There are already a number of attempts at partial implementations of these requirements, based as Brewster suggests on JavaScript, public-key cryptography, blockchain, Bitcoin, and Bittorrent. An example is IPFS (also here). Pulling these together into a coherent and ideally interoperable framework would be an important outcome of the upcoming summit.

Thinking of these as prototypes, exploring the space of possible features, they are clearly useful. But we have known the risks of allowing what should be prototypes to become "interim" solutions since at least the early 80s. The Alto "Interim" File Server (IFS) was designed and implemented by David R. Boggs and Ed Taft in the late 70s. In 1977 Ed wrote:
The interim nature of the IFS should be emphasized. The IFS is not itself an object of research, though it may be used to support other research efforts such as the Distributed Message System. We hope that Juniper will eventually reach the point at which it can replace IFS as our principal shared file system.
Because IFS worked well enough for people at PARC to get the stuff they needed done, the motivation to replace it with Juniper was never strong enough. The interim solution became permanent. Jim Morris, who was at PARC at the time, and who ran the Andrew Project at C-MU on which I worked from 1983-85, used IFS as the canonical example of a "success disaster", something whose rapid early success entrenches it in ways that cause cascading problems later.

And in this case the permanent solution is at least as well developed as the proposed "interim" one. For at least the last decade, rather than build a “Distributed Web”, Van Jacobson and many others have been working to build a “Distributed Internet”. The Content-Centric Networking project at Xerox PARC, which has become the Named Data Networking (NDN) project spearheaded by UCLA, is one of the NSF’s four projects under the Future Internet Architecture Program. Here is a list of 68 peer-reviewed papers published in the last 7 years relating to NDN.

By basing the future Internet on the name of a data object rather than the location of the object, many of the objectives of the “Distributed Web” become properties of the network infrastructure rather than something implemented in some people’s browsers.

Another way of looking at this is that the current Internet is about moving data from one place to another, NDN is about copying data. By making the basic operation in the net a copy, caching works properly (unlike in the current Internet). This alone is a huge deal, and not just for the Web. The Internet is more than just the Web, and the reasons for wanting to be properly “Distributed” apply just as much to the non-Web parts. And Web archiving should be, but currently isn't, about persistently caching selected parts of the Web.
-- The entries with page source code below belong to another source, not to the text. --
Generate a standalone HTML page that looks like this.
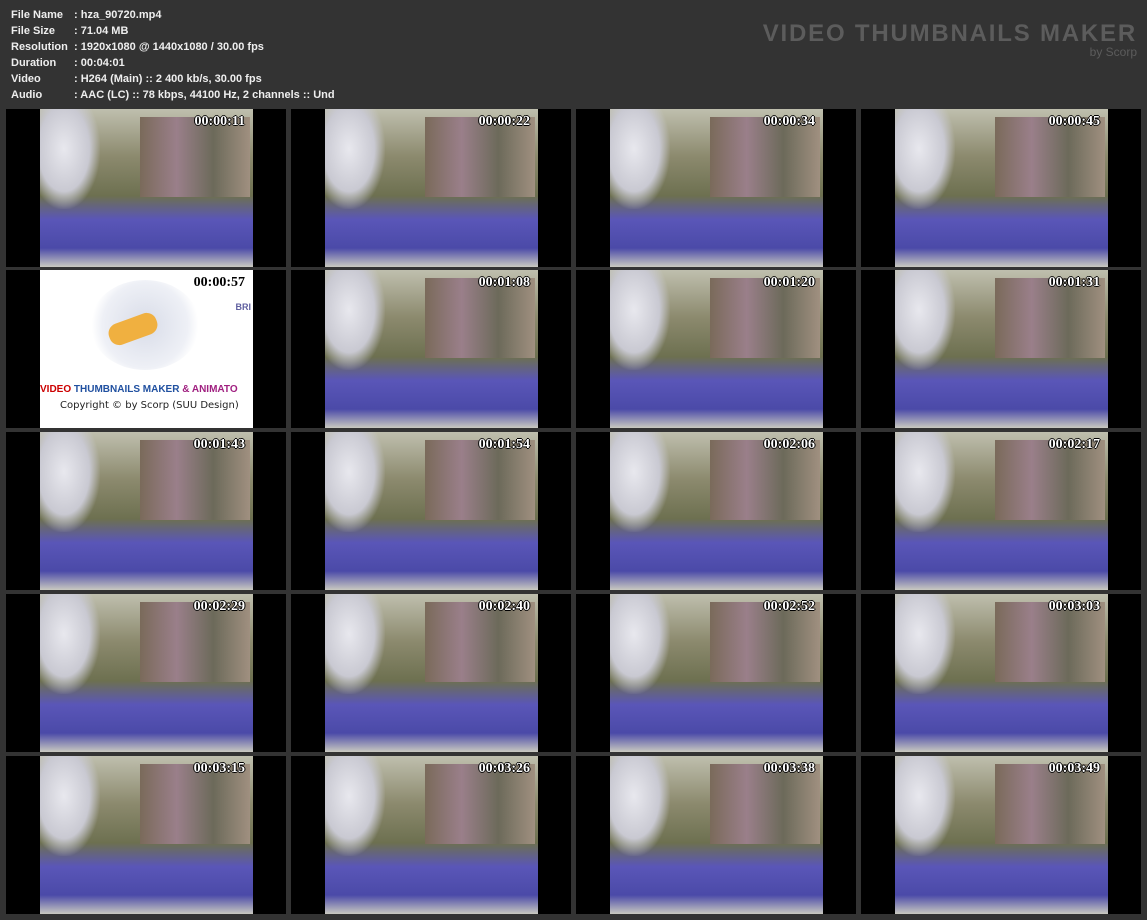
<!DOCTYPE html>
<html><head><meta charset="utf-8"><style>
body{margin:0;width:1147px;height:920px;background:#333;overflow:hidden;position:relative;font-family:"Liberation Sans",sans-serif;}
.info{position:absolute;left:11px;top:7px;color:#eee;font-weight:bold;font-size:11px;line-height:16px;}
.info div{white-space:nowrap}
.info span{display:inline-block;width:63px}
.wm{position:absolute;right:10px;top:22px;color:#5c5c5c;font-weight:bold;font-size:24px;letter-spacing:1.8px;font-family:"Liberation Sans",sans-serif;text-align:right;line-height:24px;}
.wm small{display:block;font-size:12px;font-weight:normal;letter-spacing:0;line-height:12px;color:#5c5c5c}
.cell{position:absolute;width:280px;height:158px;background:#000;}
.th{position:absolute;left:34px;top:0;width:213px;height:158px;background:linear-gradient(180deg,#bfbfae 0%,#8c8a6e 30%,#6d7050 55%,#5a56b8 70%,#4b4aa8 88%,#c9c9c0 100%);overflow:hidden}
.th:before{content:"";position:absolute;left:0;top:0;width:60px;height:100px;background:radial-gradient(ellipse at 40% 40%,#e8e8ee 0,#c9c9d2 50%,transparent 72%)}
.th:after{content:"";position:absolute;left:100px;top:8px;width:110px;height:80px;background:linear-gradient(90deg,#7a6a5a,#9a7f8a,#6c6a5a,#a09080)}
.t{position:absolute;right:8px;top:5px;color:#fff;font:bold 14px "Liberation Serif",serif;z-index:2;text-shadow:-1px 0 #000,1px 0 #000,0 -1px #000,0 1px #000;}
.logo{background:#fff}
.logo:before,.logo:after{display:none}
</style></head><body>
<div class="info">
<div><span>File Name</span>: hza_90720.mp4</div>
<div><span>File Size</span>: 71.04 MB</div>
<div><span>Resolution</span>: 1920x1080 @ 1440x1080 / 30.00 fps</div>
<div><span>Duration</span>: 00:04:01</div>
<div><span>Video</span>: H264 (Main) :: 2 400 kb/s, 30.00 fps</div>
<div><span>Audio</span>: AAC (LC) :: 78 kbps, 44100 Hz, 2 channels :: Und</div>
</div>
<div class="wm">VIDEO THUMBNAILS MAKER<small>by Scorp</small></div>

<div class="cell" style="left:6px;top:109px"><div class="th"><div class="t">00:00:11</div></div></div>
<div class="cell" style="left:291px;top:109px"><div class="th"><div class="t">00:00:22</div></div></div>
<div class="cell" style="left:576px;top:109px"><div class="th"><div class="t">00:00:34</div></div></div>
<div class="cell" style="left:861px;top:109px"><div class="th"><div class="t">00:00:45</div></div></div>

<div class="cell" style="left:6px;top:270px"><div class="th logo">
<div style="position:absolute;left:50px;top:10px;width:110px;height:90px;border-radius:50%;background:radial-gradient(circle,#d8dce8 0,#eef0f6 60%,#fff 75%)"></div>
<div style="position:absolute;left:68px;top:48px;width:50px;height:22px;background:#f0b040;border-radius:10px;transform:rotate(-20deg)"></div>
<div class="t" style="color:#000;text-shadow:none">00:00:57</div>
<div style="position:absolute;right:2px;top:32px;font:bold 9px sans-serif;color:#6060a0">BRI</div>
<div style="position:absolute;left:0;top:114px;font:bold 10px 'Liberation Sans',sans-serif;white-space:nowrap"><span style="color:#c00">VIDEO</span> <span style="color:#2050a0">THUMBNAILS MAKER</span> <span style="color:#a02080">&amp; ANIMATO</span></div>
<div style="position:absolute;left:20px;top:130px;font:10px 'DejaVu Sans',sans-serif;color:#222;white-space:nowrap">Copyright © by Scorp (SUU Design)</div>
</div></div>
<div class="cell" style="left:291px;top:270px"><div class="th"><div class="t">00:01:08</div></div></div>
<div class="cell" style="left:576px;top:270px"><div class="th"><div class="t">00:01:20</div></div></div>
<div class="cell" style="left:861px;top:270px"><div class="th"><div class="t">00:01:31</div></div></div>

<div class="cell" style="left:6px;top:432px"><div class="th"><div class="t">00:01:43</div></div></div>
<div class="cell" style="left:291px;top:432px"><div class="th"><div class="t">00:01:54</div></div></div>
<div class="cell" style="left:576px;top:432px"><div class="th"><div class="t">00:02:06</div></div></div>
<div class="cell" style="left:861px;top:432px"><div class="th"><div class="t">00:02:17</div></div></div>

<div class="cell" style="left:6px;top:594px"><div class="th"><div class="t">00:02:29</div></div></div>
<div class="cell" style="left:291px;top:594px"><div class="th"><div class="t">00:02:40</div></div></div>
<div class="cell" style="left:576px;top:594px"><div class="th"><div class="t">00:02:52</div></div></div>
<div class="cell" style="left:861px;top:594px"><div class="th"><div class="t">00:03:03</div></div></div>

<div class="cell" style="left:6px;top:756px"><div class="th"><div class="t">00:03:15</div></div></div>
<div class="cell" style="left:291px;top:756px"><div class="th"><div class="t">00:03:26</div></div></div>
<div class="cell" style="left:576px;top:756px"><div class="th"><div class="t">00:03:38</div></div></div>
<div class="cell" style="left:861px;top:756px"><div class="th"><div class="t">00:03:49</div></div></div>
</body></html>
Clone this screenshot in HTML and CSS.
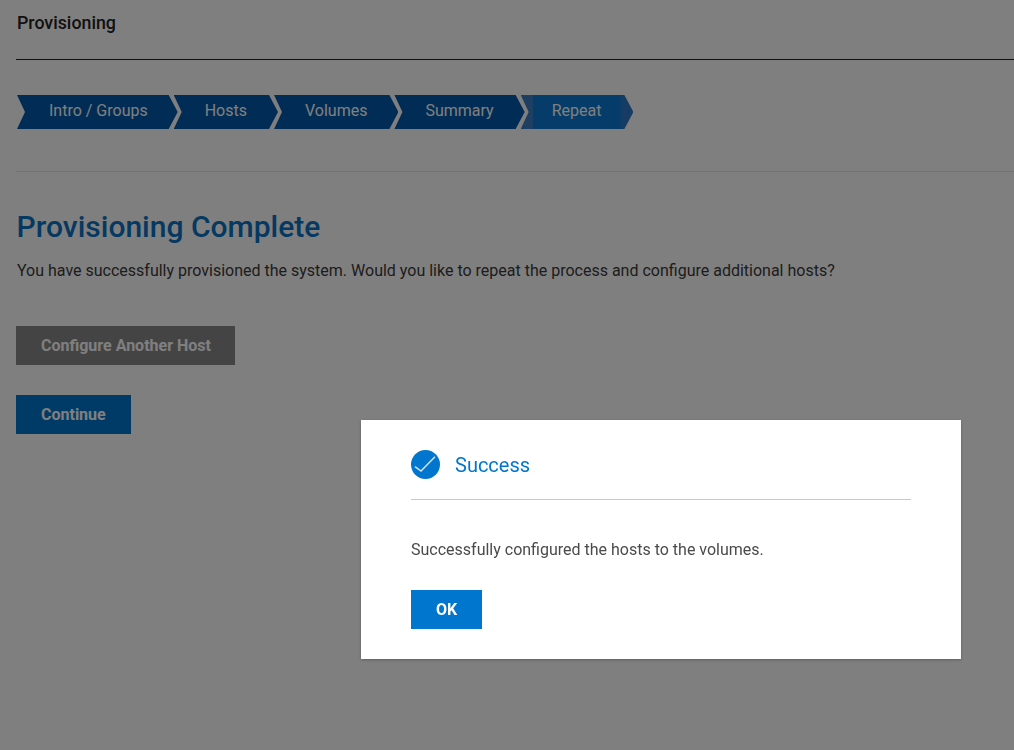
FILE: index.html
```html
<!DOCTYPE html>
<html lang="en">
<head>
<meta charset="utf-8">
<title>Provisioning</title>
<link rel="stylesheet" href="styles.css">
</head>
<body>
<main class="page">
  <header class="page-header">Provisioning</header>
  <nav class="steps">
    <span class="step step-first">Intro / Groups</span>
    <span class="step">Hosts</span>
    <span class="step">Volumes</span>
    <span class="step">Summary</span>
    <span class="step step-current">Repeat</span>
  </nav>
  <section class="content">
    <h1 class="title">Provisioning Complete</h1>
    <p class="lead">You have successfully provisioned the system. Would you like to repeat the process and configure additional hosts?</p>
    <div class="actions">
      <button class="btn btn-disabled" type="button">Configure Another Host</button>
      <button class="btn btn-primary" type="button">Continue</button>
    </div>
  </section>
</main>
<div class="overlay">
  <div class="modal">
    <div class="modal-head">
      <svg class="modal-icon" viewBox="0 0 29 29" aria-hidden="true">
        <circle cx="14.5" cy="14.5" r="14.5" fill="#0076ce"/>
        <path d="M4 16.7 L10 21 L24 6.7" fill="none" stroke="#cfe4f5" stroke-width="1.5"/>
      </svg>
      <span class="modal-title">Success</span>
    </div>
    <p class="modal-text">Successfully configured the hosts to the volumes.</p>
    <button class="btn-ok" type="button">OK</button>
  </div>
</div>
</body>
</html>
```
FILE: styles.css
```css
* { box-sizing: border-box; }
html, body { margin: 0; height: 100%; overflow: hidden; }
body { background: #fff; font-family: Roboto, "Liberation Sans", sans-serif; color: #222; }
.page { padding: 0 0 0 16px; }
.page-header {
  height: 60px;
  padding: 12px 0 0 1px;
  font-size: 17.8px;
  line-height: 21px;
  font-weight: 500;
  color: #222;
  border-bottom: 1px solid #222;
}
.steps {
  display: flex;
  margin-top: 35px;
  padding: 0 0 42px 1px;
  border-bottom: 1px solid #e4e4e4;
}
.step {
  height: 34px;
  padding: 0 31px;
  margin-right: -4px;
  font-size: 16px;
  line-height: 31px;
  color: #fff;
  background: #0059aa;
  clip-path: polygon(0 0, calc(100% - 9px) 0, 100% 50%, calc(100% - 9px) 100%, 0 100%, 8px 50%);
}
.step-first { padding: 0 30px 0 32px; }
.step-current {
  padding-right: 32px;
  background: linear-gradient(90deg, #3e7fc4 0, #3e7fc4 12px, #0a78d2 12px, #0a78d2 calc(100% - 12px), #2f78c8 calc(100% - 12px));
}
.title {
  margin: 36px 0 0 0.6px;
  font-size: 30px;
  line-height: 38px;
  font-weight: 500;
  color: #0a72c4;
}
.lead {
  margin: 13px 0 0 1px;
  font-size: 16px;
  line-height: 24px;
  color: #3a3a3a;
}
.actions {
  display: flex;
  flex-direction: column;
  align-items: flex-start;
  gap: 30px;
  margin-top: 43px;
}
.btn {
  height: 39px;
  padding: 0 25px;
  border: 0;
  font-family: inherit;
  font-size: 16px;
  font-weight: 700;
  color: #fff;
}
.btn-disabled { padding-right: 24px; background: #888; }
.btn-primary { background: #0076ce; }
.overlay {
  position: fixed;
  inset: 0;
  background: rgba(0, 0, 0, 0.5);
}
.modal {
  position: absolute;
  left: 361px;
  top: 420px;
  width: 600px;
  height: 239px;
  padding: 30px 50px;
  background: #fff;
  box-shadow: 0 1px 3px rgba(0, 0, 0, 0.25);
}
.modal-head {
  display: flex;
  align-items: center;
  gap: 15px;
  height: 50px;
  padding-bottom: 20px;
  border-bottom: 1px solid #c8c8c8;
}
.modal-icon { width: 29px; height: 29px; flex: none; }
.modal-title { font-size: 20px; line-height: 30px; color: #0076ce; }
.modal-text {
  margin: 38px 0 0;
  font-size: 16px;
  line-height: 24px;
  color: #4a4a4a;
}
.btn-ok {
  display: block;
  width: 71px;
  height: 39px;
  margin-top: 28px;
  border: 0;
  background: #0076ce;
  color: #fff;
  font-family: inherit;
  font-size: 16px;
  font-weight: 700;
}
```
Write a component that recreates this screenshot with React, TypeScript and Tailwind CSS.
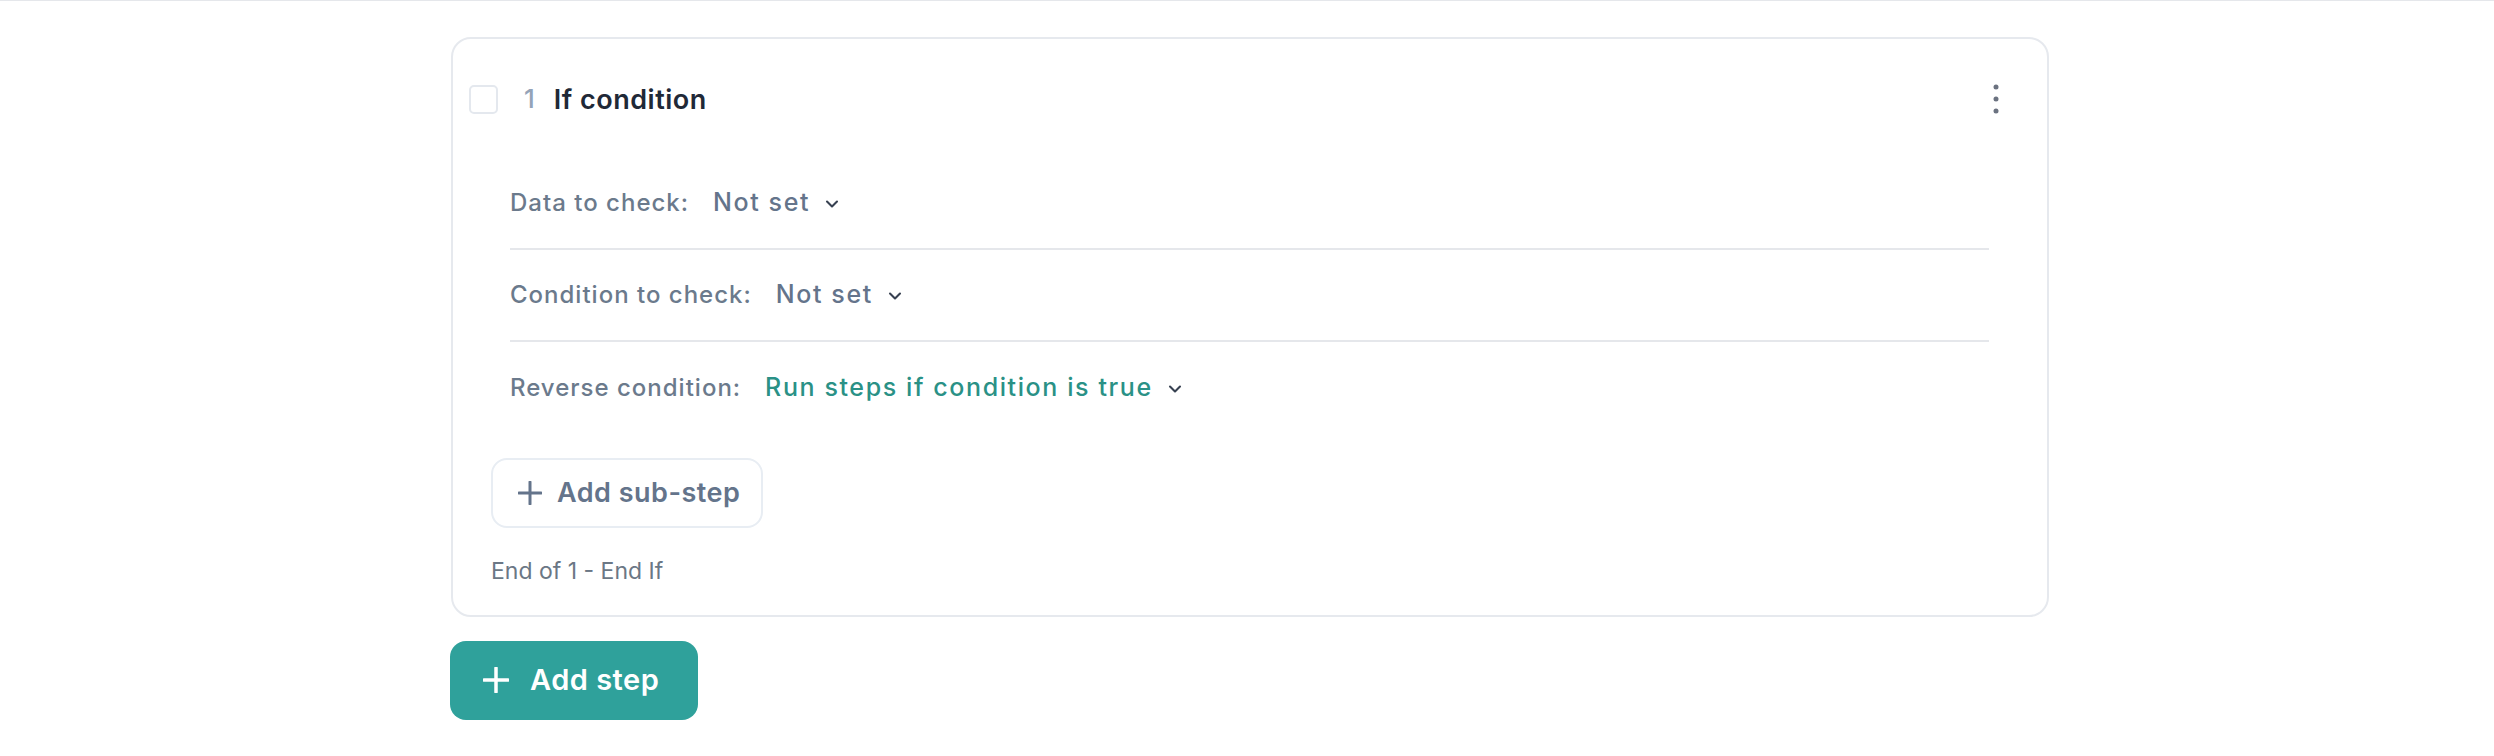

I should stress that I believe that implementing these concepts initially on top of IP, and even on top of HTTP, is a great and necessary idea; it is how NDN is being tested. But doing so with the vision that eventually IP will be implemented on top of a properly “Distributed” infrastructure is also a great idea; IP can be implemented on top of NDN. For a detailed discussion of these ideas see my (long) 2013 blog post reviewing the 2012 book Trillions.

There are other risks in implementing Brewster's requirements using JavaScript, TCP/IP, the blockchain and the current Web:
  • JavaScript poses a fundamental risk, as we see from Douglas Crockford's attempt to define a "safe" subset of the language. It isn't clear that it is possible to satisfy Brewster's requirements in a safe subset of JavaScript, even if one existed. Allowing content from the Web to execute in your browser is a double-edged sword; it enables easy implementation of new capabilities, but if they are useful they are likely to pose a risk of being subverted.
  • Implementing anonymity on top of a communication infrastructure that explicitly connects endpoints turns out to be very hard. Both Tor and Bitcoin users have been successfully de-anonymized.
  • I have written extensively about the economic and organizational issues that plague Bitcoin, and will affect other totally distributed systems, such as the one Brewster wants to build. It is notable that Postel's Law (RFC 793) or the Robustness Principle has largely prevented these problems affecting the communication infrastructure level that NDN addresses.
So there are very good reasons why this way of implementing Brewster's requirements should be regarded as creating valuable prototypes, but we should be wary of the Interim File System effect. The Web we have is a huge success disaster. Whatever replaces it will be at least as big a success disaster. Lets not have the causes of the disaster be things we knew about all along.


David. said...

The inherent risks of JavaScript (or other ways of executing code on the client machine) are again revealed by the discovery that the Rowhammer attack can be implemented in JavaScript.

David. said...

Herbert van de Sompel points to MIT's Solid project as being relevant to this space. I need to look into it when I'm not rushed off my feet.

David. said...

Anyone who thinks that basing a new, better distributed Web on the ability to run JavaScript in people's browsers is viable needs to read Jérôme Segura's Large Angler Malvertising Campaign Hits Top Publishers.

David. said...

An interesting article about privacy risks in Named Data Networking. I need to think about this more but at first glance it seems that the task of targeted surveillance is no harder, but the task of dragnet surveillance is harder in a Named Data network.